The speed of light seemed to be the same from all directions at all times.
And that seems to be in contradiction with the idea that there's a substance in which light
is a wave. Now, this is where we come back to Galileo. Because if it had been true,
that Michelson's experiment had worked. If it were possible to tell how fast the Earth were moving
through this luminiferous ether, then it would not be true that all types of steady motion
are the same. There would be experiments that you could do, even in a closed room, even under the deck
of a ship, as Galileo suggested. It would be experiments you could do. You could do Michael's
experiment and tell how fast you are moving through the ether.
But since the ether apparently is everywhere in space, after all, light goes through
the universe from all directions and from many places, then you would conclude that Galileo's
idea, although it might apply to some things, is not fundamentally correct.
And so, Michelson's experiment had it shown a difference in the speeds of light from different
directions would have been the death knell for Galileo's relativity. So now came a brief period of
25 years where people tried to explain what does Michelson's experiment mean? Why can't we detect
this thing? And there were various ideas which we don't have to go into, but all of them would
still have violated Galileo's relativity. And then Einstein pointed out, as a 26-year-old student,
that actually, if you insist that Galileo's relativity is correct,
and you relinquish your notions of space and time as you always thought they worked,
you can write down math that can both explain why light travels as a wave,
a particular a wave of the electromagnetic fields,
and yet can travel from your perspective at the same speed from all directions,
independently of how you are moving or the object that's emitting the light is moving.
And that was an extraordinary thing to point out.
That's obviously one of the great ideas in scientific history because it put, but it showed
the only way to reconcile light's amazing ability to travel the universe is to give up your
notions how space and time work.
It seems like a big ask, but it paid off.
It's a huge ask.
And needless to say, people were curious, interested, but very skeptical.
But in the end, it doesn't matter what people think.
It matters what experiment says.
Experiments said these ideas are correct.

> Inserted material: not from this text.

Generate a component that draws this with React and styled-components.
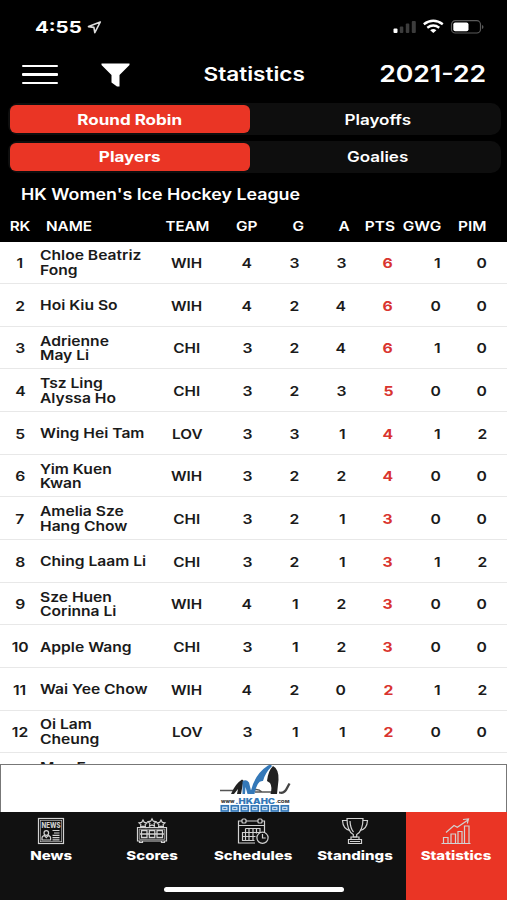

You make the case very nicely that Einstein's insight here really wasn't the word
relativity in any sense at all.
Relativity was already there.
And then there was this experimental idea that.
the speed of light was constant to everyone. He figured out how to reconcile those two amazing facts
that sound innocuous together, but kind of have tension between them. Yeah, that's right. Einstein's
theory of relativity is not the invention of the idea of relativity. It is a revision of the idea of
relativity as Galileo had it, because Galileo didn't worry about time. Gallo just worried about how
things move, but he assumed time is just time. Sure. And Einstein is now already
even before general relativity, starting to make us wonder how we should think about time and what
it means if everybody who's moving around has a different clock than the notion of simultaneity
and the notion of synchronized clocks, it's all starting to come at risk. And general relativity
tears it all apart. Well, I got a question recently. Why don't people consider special relativity
as one of the great triumphs of unification of physics
because it unified space and time together.
And my result, my answer was like, what do you mean?
I always talk about it that way.
That's exactly what it was.
And many other unifications came with it.
This is where we can now finally talk about
E equals MC squared
and how mass and energy are related to each other.
Even in some sense,
the unification of electricity and magnetism,
which I think fairly can be attributed to Maxwell,
there is a way in which that unification becomes not only true but necessary once you have Einstein's
understanding of how it works. You simply can't talk about one without the other because what is
electric from one person's point of view can be part electric, part magnetic from another person's
point of view, and that's deeply integrated into the math of the theory.
And we're left with a picture where, I mean, eventually Einstein events general relativity.
We don't need to go into great details about that.
But it leaves us hanging a little bit with this issue of whether space or space time, if you want, is a medium by itself, right?
It's not the ether.
We can't measure our velocity with respect to it, but it's something.
It has a geometry, et cetera.
How are we supposed to think about space and space time?
Well, I think that remains one of the great questions of modern physics today, in the sense that, as you, as you, as you,
just to say what you said, but in a slightly different way,
there is a fundamental tension that still remains conceptually.
It's not a tension in the mathematics,
but it's tension in how we think about it.
In that we know today that, thanks to Einstein,
that space and time somehow thought of together,
they're kind of like a fabric in that they can stretch
in the expanding universe, that's what's happening,
They can warp.
That's what gives us gravity.
They can ripple.
That's what gives us gravitational waves,
which are the subject of a Nobel Prize just in the last few years.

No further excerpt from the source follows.